Data lines —
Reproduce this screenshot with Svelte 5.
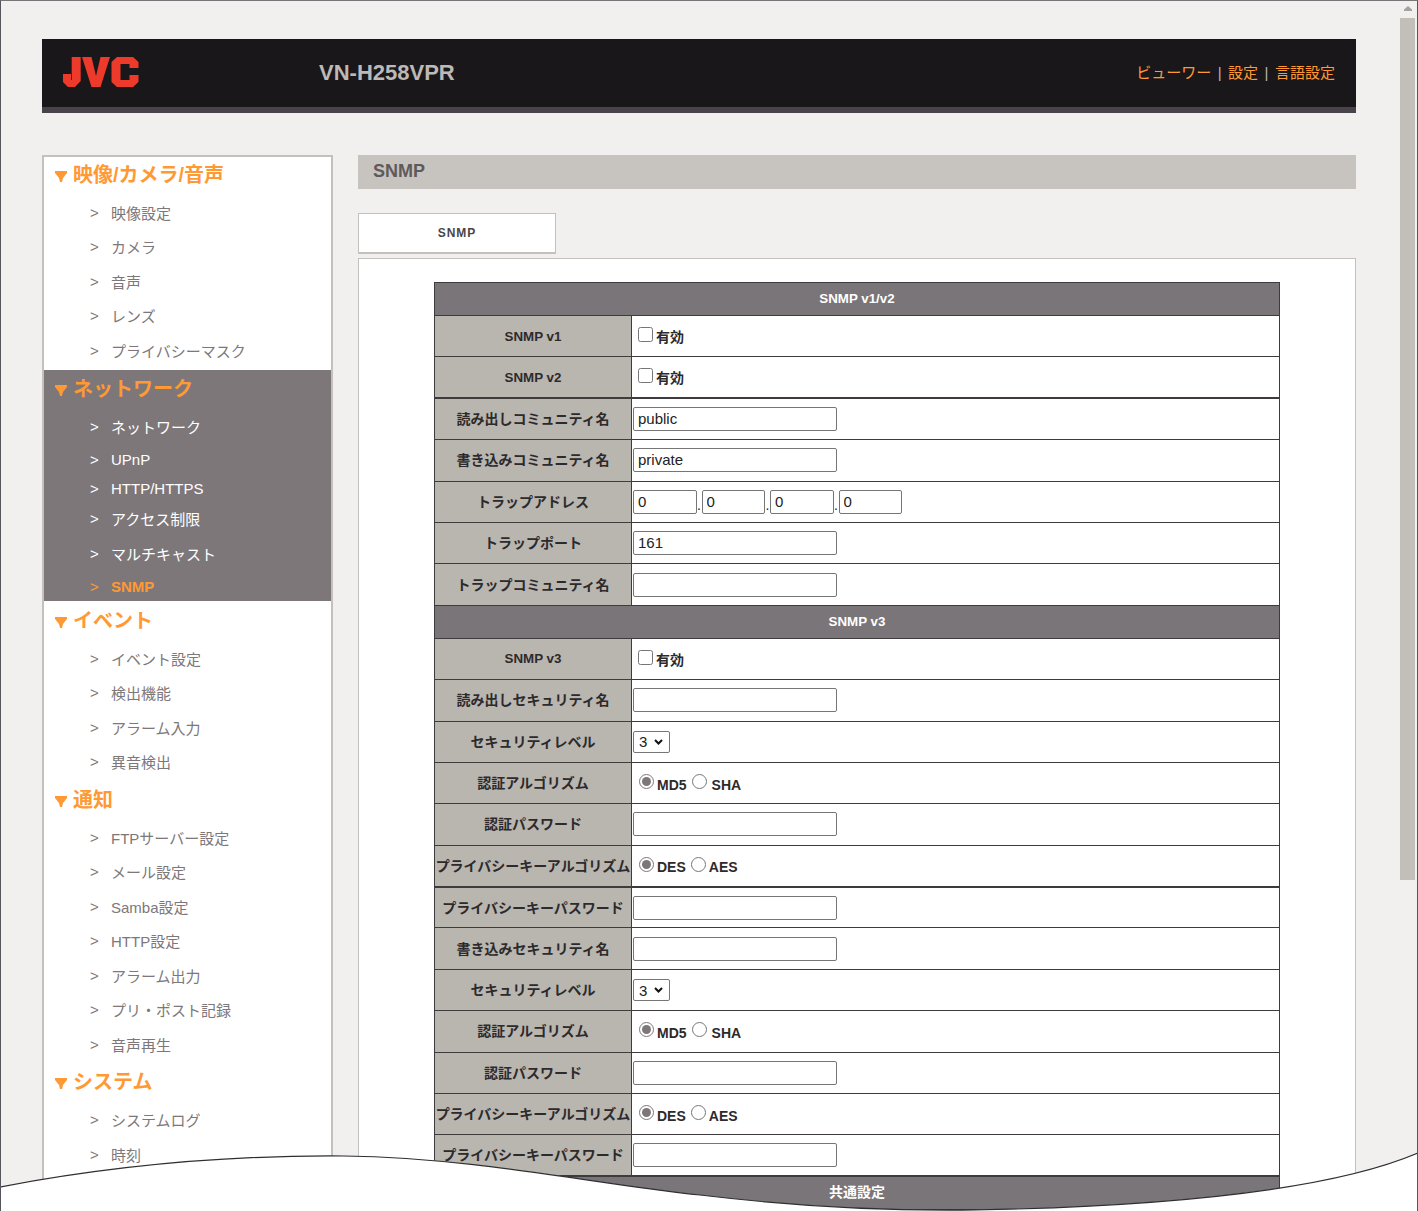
<script lang="ts">
  type Item = { label: string; short?: boolean; current?: boolean };
  type Group = { title: string; active?: boolean; items: Item[] };

  const groups: Group[] = [
    {
      title: '映像/カメラ/音声',
      items: [{ label: '映像設定' }, { label: 'カメラ' }, { label: '音声' }, { label: 'レンズ' }, { label: 'プライバシーマスク' }],
    },
    {
      title: 'ネットワーク',
      active: true,
      items: [
        { label: 'ネットワーク' },
        { label: 'UPnP', short: true },
        { label: 'HTTP/HTTPS', short: true },
        { label: 'アクセス制限' },
        { label: 'マルチキャスト' },
        { label: 'SNMP', short: true, current: true },
      ],
    },
    {
      title: 'イベント',
      items: [{ label: 'イベント設定' }, { label: '検出機能' }, { label: 'アラーム入力' }, { label: '異音検出' }],
    },
    {
      title: '通知',
      items: [
        { label: 'FTPサーバー設定' },
        { label: 'メール設定' },
        { label: 'Samba設定' },
        { label: 'HTTP設定' },
        { label: 'アラーム出力' },
        { label: 'プリ・ポスト記録' },
        { label: '音声再生' },
      ],
    },
    {
      title: 'システム',
      items: [{ label: 'システムログ' }, { label: '時刻' }],
    },
  ];

  type Row =
    | { kind: 'head'; label: string }
    | { kind: 'check' | 'text' | 'ip' | 'level'; label: string; value?: string; thick?: boolean }
    | { kind: 'radio'; label: string; options: string[]; thick?: boolean };

  const rows: Row[] = [
    { kind: 'head', label: 'SNMP v1/v2' },
    { kind: 'check', label: 'SNMP v1' },
    { kind: 'check', label: 'SNMP v2', thick: true },
    { kind: 'text', label: '読み出しコミュニティ名', value: 'public' },
    { kind: 'text', label: '書き込みコミュニティ名', value: 'private' },
    { kind: 'ip', label: 'トラップアドレス' },
    { kind: 'text', label: 'トラップポート', value: '161' },
    { kind: 'text', label: 'トラップコミュニティ名' },
    { kind: 'head', label: 'SNMP v3' },
    { kind: 'check', label: 'SNMP v3' },
    { kind: 'text', label: '読み出しセキュリティ名' },
    { kind: 'level', label: 'セキュリティレベル' },
    { kind: 'radio', label: '認証アルゴリズム', options: ['MD5', 'SHA'] },
    { kind: 'text', label: '認証パスワード' },
    { kind: 'radio', label: 'プライバシーキーアルゴリズム', options: ['DES', 'AES'], thick: true },
    { kind: 'text', label: 'プライバシーキーパスワード' },
    { kind: 'text', label: '書き込みセキュリティ名' },
    { kind: 'level', label: 'セキュリティレベル' },
    { kind: 'radio', label: '認証アルゴリズム', options: ['MD5', 'SHA'] },
    { kind: 'text', label: '認証パスワード' },
    { kind: 'radio', label: 'プライバシーキーアルゴリズム', options: ['DES', 'AES'] },
    { kind: 'text', label: 'プライバシーキーパスワード', thick: true },
    { kind: 'head', label: '共通設定' },
  ];

  const isLatin = (label: string) => label.startsWith('SNMP');
</script>

<div class="page">
  <header class="top">
    <div class="top-main">
      <svg class="logo" viewBox="0 0 77 30" width="77" height="30" aria-label="JVC">
        <path d="M8.7 0H17.7V24L12 30H5L0 25V17H8V23H8.7Z" />
        <path d="M19 0H28.5L33 19L37.5 0H47L37.5 30H28.5Z" />
        <path d="M54 0H70L75.5 5V11H66.5V7H57.5V23H66.5V18H75.5V25L70 30H54L48.5 25V5Z" />
      </svg>
      <div class="model">VN-H258VPR</div>
      <nav class="links">
        <a href="#viewer">ビューワー</a><span class="sep">|</span><a href="#settings">設定</a><span class="sep">|</span><a href="#lang">言語設定</a>
      </nav>
    </div>
  </header>

  <div class="body">
    <aside class="side">
      {#each groups as group}
        <section class="group" class:active={group.active}>
          <h3>
            <svg class="tri" viewBox="0 0 12 11" width="12" height="11"><path d="M0 0H12V2L8 7L7 11H5L4 7L0 2Z" /></svg>
            {group.title}
          </h3>
          <ul>
            {#each group.items as item}
              <li class:short={item.short} class:current={item.current}>
                <span class="arrow">&gt;</span>
                <span>{item.label}</span>
              </li>
            {/each}
          </ul>
        </section>
      {/each}
    </aside>

    <main class="main">
      <div class="title">SNMP</div>
      <div class="tab">SNMP</div>
      <div class="panel">
        <table>
          <colgroup>
            <col class="col-name" />
            <col />
          </colgroup>
          <tbody>
            {#each rows as row, r}
              {#if row.kind === 'head'}
                <tr class="head"><th colspan="2" class:latin={isLatin(row.label)}>{row.label}</th></tr>
              {:else}
                <tr class:thick={row.thick}>
                  <th class="name" class:latin={isLatin(row.label)}>{row.label}</th>
                  <td>
                    {#if row.kind === 'check'}
                      <label class="opt check"><input type="checkbox" /><span class="lbl">有効</span></label>
                    {:else if row.kind === 'text'}
                      <input class="field" type="text" value={row.value ?? ''} />
                    {:else if row.kind === 'ip'}
                      <div class="ip">
                        <input class="octet" type="text" value="0" /><span class="dot">.</span>
                        <input class="octet" type="text" value="0" /><span class="dot">.</span>
                        <input class="octet" type="text" value="0" /><span class="dot">.</span>
                        <input class="octet" type="text" value="0" />
                      </div>
                    {:else if row.kind === 'level'}
                      <div class="select-wrap">
                        <select class="level"><option>3</option></select>
                        <svg class="chev" viewBox="0 0 9 6" width="9" height="6"><path d="M1 1L4.5 4.5L8 1" /></svg>
                      </div>
                    {:else if row.kind === 'radio'}
                      <div class="radios">
                        {#each row.options as option, i}
                          <label class="opt"><input type="radio" name={'r' + r} checked={i === 0} /><span class="lbl" class:sha={option === 'SHA'}>{option}</span></label>
                        {/each}
                      </div>
                    {/if}
                  </td>
                </tr>
              {/if}
            {/each}
          </tbody>
        </table>
      </div>
    </main>
  </div>

  <!-- Page scrollbar -->
  <div class="scroll">
    <svg viewBox="0 0 8 5" width="8" height="5"><path d="M0 5V3.5L4 0L8 3.5V5Z" /></svg>
    <div class="thumb"></div>
  </div>

  <!-- Torn paper edge -->
  <svg class="tear" viewBox="0 0 1418 1211" width="1418" height="1211">
    <path class="fill" d="M0 1187C100 1168 220 1155 344 1156C480 1158 600 1185 700 1195C800 1207 900 1211 975 1210C1130 1207 1320 1195 1418 1153V1211H0Z" />
    <path class="edge" d="M0 1187C100 1168 220 1155 344 1156C480 1158 600 1185 700 1195C800 1207 900 1211 975 1210C1130 1207 1320 1195 1418 1153" />
  </svg>
</div>

<style>
  :global(body) {
    margin: 0;
    background: #fff;
  }

  .page {
    position: relative;
    box-sizing: border-box;
    width: 1418px;
    height: 1211px;
    overflow: hidden;
    background: #f1f0ee;
    border-top: 1px solid #77777a;
    border-left: 1px solid #55565c;
    border-right: 1px solid #55565c;
    padding: 38px 61px 0 41px;
    font-family: 'Liberation Sans', 'Noto Sans CJK JP', sans-serif;
  }

  .top {
    background: #4a424a;
    padding-bottom: 6px;
  }

  .top-main {
    display: flex;
    align-items: center;
    height: 68px;
    background: #1a171b;
    padding: 0 21px;
  }

  .logo {
    fill: #ee3a2a;
    flex: none;
    margin-top: -2px;
  }

  .model {
    margin-left: 179px;
    font-size: 22px;
    font-weight: bold;
    color: #bdb9b6;
  }

  .links {
    margin-left: auto;
    margin-top: -3px;
    font-size: 15px;
    color: #ff9933;
  }

  .links a {
    color: inherit;
    text-decoration: none;
  }

  .sep {
    margin: 0 6.5px;
    color: #b9b5af;
  }

  .body {
    display: flex;
    align-items: flex-start;
    margin-top: 42px;
  }

  .side {
    flex: none;
    box-sizing: border-box;
    width: 291px;
    height: 1200px;
    background: #fff;
    border: 2px solid #c4c1bc;
    border-bottom: 0;
  }

  .group:first-child {
    padding-bottom: 1.5px;
  }

  .group.active {
    background: #7d777a;
    padding-bottom: 0.5px;
  }

  h3 {
    display: flex;
    align-items: center;
    gap: 6px;
    box-sizing: border-box;
    height: 41px;
    margin: 0;
    padding: 0 0 2px 11px;
    font-size: 20px;
    font-weight: bold;
    line-height: 34px;
    color: #ff9933;
  }

  .group:first-child h3 {
    height: 39px;
    padding-bottom: 4px;
  }

  .group.active h3 {
    height: 40px;
    padding-bottom: 2px;
  }

  .tri {
    fill: #ff9933;
    flex: none;
    margin-top: 3px;
  }

  ul {
    margin: 0;
    padding: 0;
    list-style: none;
  }

  li {
    display: flex;
    align-items: center;
    box-sizing: border-box;
    height: 34.5px;
    padding: 0 0 2px 46px;
    font-size: 15px;
    color: #7d777a;
  }

  li.short {
    height: 29px;
    padding-bottom: 0;
  }

  .active li {
    color: #fff;
  }

  .active li.current {
    color: #ff9933;
    font-weight: bold;
  }

  .arrow {
    width: 21px;
    flex: none;
    font-size: 15px;
    font-weight: normal;
  }

  .main {
    flex: none;
    width: 998px;
    margin-left: 25px;
  }

  .title {
    height: 34px;
    padding-left: 15px;
    background: #c7c3bf;
    font-size: 18px;
    font-weight: bold;
    line-height: 33px;
    color: #5f5a5c;
  }

  .tab {
    box-sizing: border-box;
    width: 198px;
    height: 41px;
    margin-top: 24px;
    background: #fff;
    border: 1px solid #c4c1bc;
    border-bottom-width: 2px;
    font-size: 12px;
    font-weight: bold;
    letter-spacing: 1px;
    line-height: 38px;
    text-align: center;
    color: #4a4648;
  }

  .panel {
    box-sizing: border-box;
    height: 1000px;
    margin-top: 4px;
    padding: 23px 75px 0;
    background: #fff;
    border: 1px solid #c4c1bc;
  }

  table {
    width: 846px;
    border-collapse: collapse;
    table-layout: fixed;
    border: 1px solid #3f3b3d;
  }

  .col-name {
    width: 197px;
  }

  tr {
    height: 41.4px;
  }

  tr.head {
    height: 33px;
  }

  tr.head th {
    background: #7a7578;
    color: #fff;
    font-size: 14px;
    font-weight: bold;
    padding: 0 0 4px;
  }

  tr.head th.latin {
    font-size: 13.33px;
    padding-bottom: 1px;
  }

  tr > * {
    border: 1px solid #3f3b3d;
  }

  tr.thick > * {
    border-bottom-width: 2px;
  }

  th.name {
    padding: 0 0 2px;
    background: #b9b5af;
    color: #2c2a2c;
    font-size: 14px;
    font-weight: bold;
    text-align: center;
    white-space: nowrap;
  }

  th.name.latin {
    padding: 0;
    font-size: 13.33px;
  }

  td {
    padding: 0 0 0 1px;
    background: #fff;
  }

  input[type='text'] {
    display: block;
    box-sizing: border-box;
    height: 24px;
    padding: 0 4px 1px;
    border: 1px solid #767676;
    border-radius: 2px;
    font-family: inherit;
    font-size: 15px;
    color: #222;
    outline: none;
  }

  .field {
    width: 204px;
  }

  .ip {
    display: flex;
    align-items: center;
  }

  .octet {
    width: 63.5px;
  }

  .dot {
    width: 5px;
    font-size: 14px;
    text-align: center;
    margin-top: 6px;
    color: #222;
  }

  .select-wrap {
    position: relative;
    width: 37px;
  }

  .level {
    display: block;
    box-sizing: border-box;
    width: 37px;
    height: 22px;
    padding: 0 0 0 5px;
    font-family: inherit;
    font-size: 15px;
    appearance: none;
    border-radius: 2px;
    border: 1px solid #767676;
    background: #fff;
    color: #222;
  }

  /* Select arrow lies over the native control */
  .chev {
    position: absolute;
    top: 8px;
    right: 7px;
    fill: none;
    stroke: #111;
    stroke-width: 2;
    pointer-events: none;
  }

  .radios {
    display: flex;
    gap: 5px;
  }

  .opt {
    display: inline-flex;
    align-items: center;
    padding-left: 5px;
  }

  .radios .opt:first-child {
    padding-left: 6px;
  }

  .radios .opt + .opt {
    padding-left: 0;
  }

  .opt input {
    flex: none;
    width: 15px;
    height: 15px;
    margin: -3px 3px 0 0;
    accent-color: #7d777a;
  }

  .lbl {
    font-size: 14px;
    font-weight: bold;
    color: #2c2a2c;
    margin-top: 3px;
  }

  .lbl.sha {
    margin-left: 2px;
  }

  .check .lbl {
    margin-top: 0;
  }

  .scroll {
    position: absolute;
    top: 5px;
    right: 2px;
    width: 15px;
    display: flex;
    flex-direction: column;
    align-items: center;
    gap: 7px;
    fill: #a5a29e;
  }

  .thumb {
    width: 15px;
    height: 862px;
    background: #c2bfb9;
  }

  .tear {
    position: absolute;
    top: -1px;
    left: -1px;
    pointer-events: none;
  }

  .fill {
    fill: #fff;
  }

  .edge {
    fill: none;
    stroke: #2f2f33;
    stroke-width: 1.2;
  }
</style>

Objective — Please restate the material above line by line, exactly, beginning at its first line and ending with the line that contains "string; active?: boolean;", without any pictures.

Task answer —
Reproduce this screenshot with Svelte 5.
<script lang="ts">
  type Item = { label: string; short?: boolean; current?: boolean };
  type Group = { title: string; active?: boolean; items: Item[] };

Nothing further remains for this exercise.